Hubble observations have previously shown that the 12 million-year-old AU Mic system bears a strong resemblance to our much older solar system, with a ring of debris around it analogous to our Kuiper Belt of comets and Pluto-sized objects. This outer belt starts about 40 to 50 astronomical units (AU) from the central star, where an AU is 93 million miles, the average distance of the Earth from the sun. The inside of this region appears devoid of dust, hence the suspicion that the star has planets and other orbiting debris that have removed the dust.

The UC Berkeley researchers, however, were curious about the dust grains far smaller than the rocks and planets.

“The big question in planet formation is how dust grains grow from interstellar sizes — about 100 nanometers — to macroscopic objects,” Graham said. A 100 nanometer grain is one-tenth of a micron; a thousand such grains would span the diameter of a human hair. “We know that interstellar grains exist; we know that planets exist, but what we don’t know is how they grow.”

On August 1, 2004, the Hubble telescope slipped Polaroid glasses over its Advanced Camera for Surveys and snapped pictures of the nearly edge-on AU Mic disk as the polarizing filters rotated, sampling different linear polarizations.

“We use the polarizing filters to measure how the light reflects and scatters off the dust,” Graham said. “The degree of polarization is useful for the same reason that polarizing sunglasses are useful to reduce the glare of reflected sunlight from the ocean.”

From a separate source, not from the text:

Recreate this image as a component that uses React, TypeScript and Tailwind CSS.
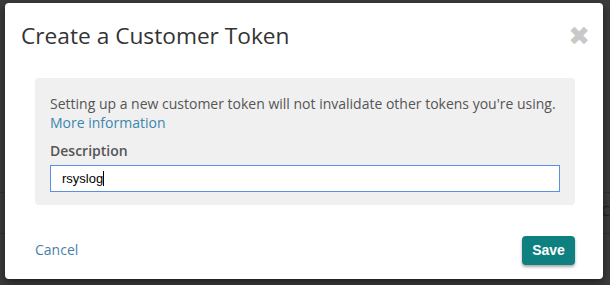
import React from "react";

export default function App() {
  return (
    <div className="relative w-[610px] h-[285px] overflow-hidden bg-[#3b3b3b] font-['Open_Sans',sans-serif]">
      {/* background page hints */}
      <div className="absolute left-0 right-0 top-[192px] h-px bg-[#2f2f2f]" />
      <div className="absolute left-0 right-0 top-[233px] h-px bg-[#2f2f2f]" />
      <div className="absolute right-0 top-[204px] text-[14px] text-[#222] leading-none">C</div>

      <div className="absolute left-[5px] top-[3px] w-[598px] h-[276px] bg-white rounded-[4px] shadow-[0_3px_9px_rgba(0,0,0,0.5)] flex flex-col">
        <div className="flex items-start justify-between pl-4 pr-4 pt-[17px]">
          <h1 className="text-[22.7px] leading-[32px] text-[#333]">Create a Customer Token</h1>
          <span className="text-[#c8c8c8] text-[26px] font-bold leading-none mt-[3px] mr-[-3px] font-['DejaVu_Sans',sans-serif]">✖</span>
        </div>

        <div className="ml-[30px] mr-[28px] mt-[26px] bg-[#f0f0f0] rounded-[4px] px-[15px] pt-[16px] pb-[13px]">
          <p className="text-[14px] leading-[19px] text-[#555]">
            Setting up a new customer token will not invalidate other tokens you're using.
          </p>
          <a className="block text-[14px] leading-[19px] text-[#3a87ad]">More information</a>
          <label className="block mt-[9px] text-[14px] font-semibold leading-[19px] text-[#555]">Description</label>
          <div className="mt-[5px] h-[27px] border border-[#5b8fe6] bg-white flex items-center pl-[11px] font-['Liberation_Sans',sans-serif] text-[13px] text-black">
            rsyslog<span className="w-px h-[15px] bg-black" />
          </div>
        </div>

        <div className="flex items-center justify-between ml-[30px] mr-[28px] mt-[31px]">
          <a className="text-[14px] text-[#4a7fa8] leading-[19px] -mt-[2px]">Cancel</a>
          <button className="h-[29px] w-[53px] rounded-[4px] bg-[#0e8080] text-white font-bold text-[14px] font-['Liberation_Sans',sans-serif] shadow-[0_2px_3px_rgba(0,0,0,0.35)]">
            Save
          </button>
        </div>
      </div>
    </div>
  );
}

By comparing the brightness of the scattered light at different polarizations, the researchers were able to calculate the porosity of the dust, which turned out to be greater than 90 percent, analogous to powder snow common in California’s Sierra Nevada. The most porous dust is similar to the driest powder snow on Earth, termed “champagne powder,” which is 97 percent air and only 3 percent ice.

These dust grains, which are on the order of a micron across, the size of soot or smoke particles, are quickly blown out of the inner disk by the stellar wind, which means that the dust is continually being replenished by colliding bodies in the inner system.

“These colliding bodies must be fairly fluffy, too,” Graham said. “These are the 10- to 20-centimeter snowballs, which are weakly bound together. Two of them have a glancing collision and release a puff of ice that we get to see in reflected light from the star.”

The findings are consistent with a theory of planet formation whereby gas and dust coalesce into rocks and planets within the first 10 million or so years. While planet-size bodies continue to sweep up some of the remaining dust and debris, the debris also collides and creates small dust grains small enough for the stellar wind to blow it out of the inner system, leaving a hole dominated by larger objects, like the planets, dwarf planets and asteroids of our solar system. UC Berkeley theoretical astronomer Eugene Chiang coined the term “birth ring” to indicate the ring of objects around a star that divides a planetary system into an inner region devoid of small dust grains and an outer region into which these grains have been blown and still orbit the star in a belt like the Kuiper Belt.

“This gives quite a lot of credence to Chiang’s theory,” Graham said. “The thought is that these debris disks are in the cleanup phase, where all the small particles are colliding and being reduced to small dust grains and being blown away. So what is left in a few 100 million years is meter-sized objects and above. And, of course, the planetary mass objects.”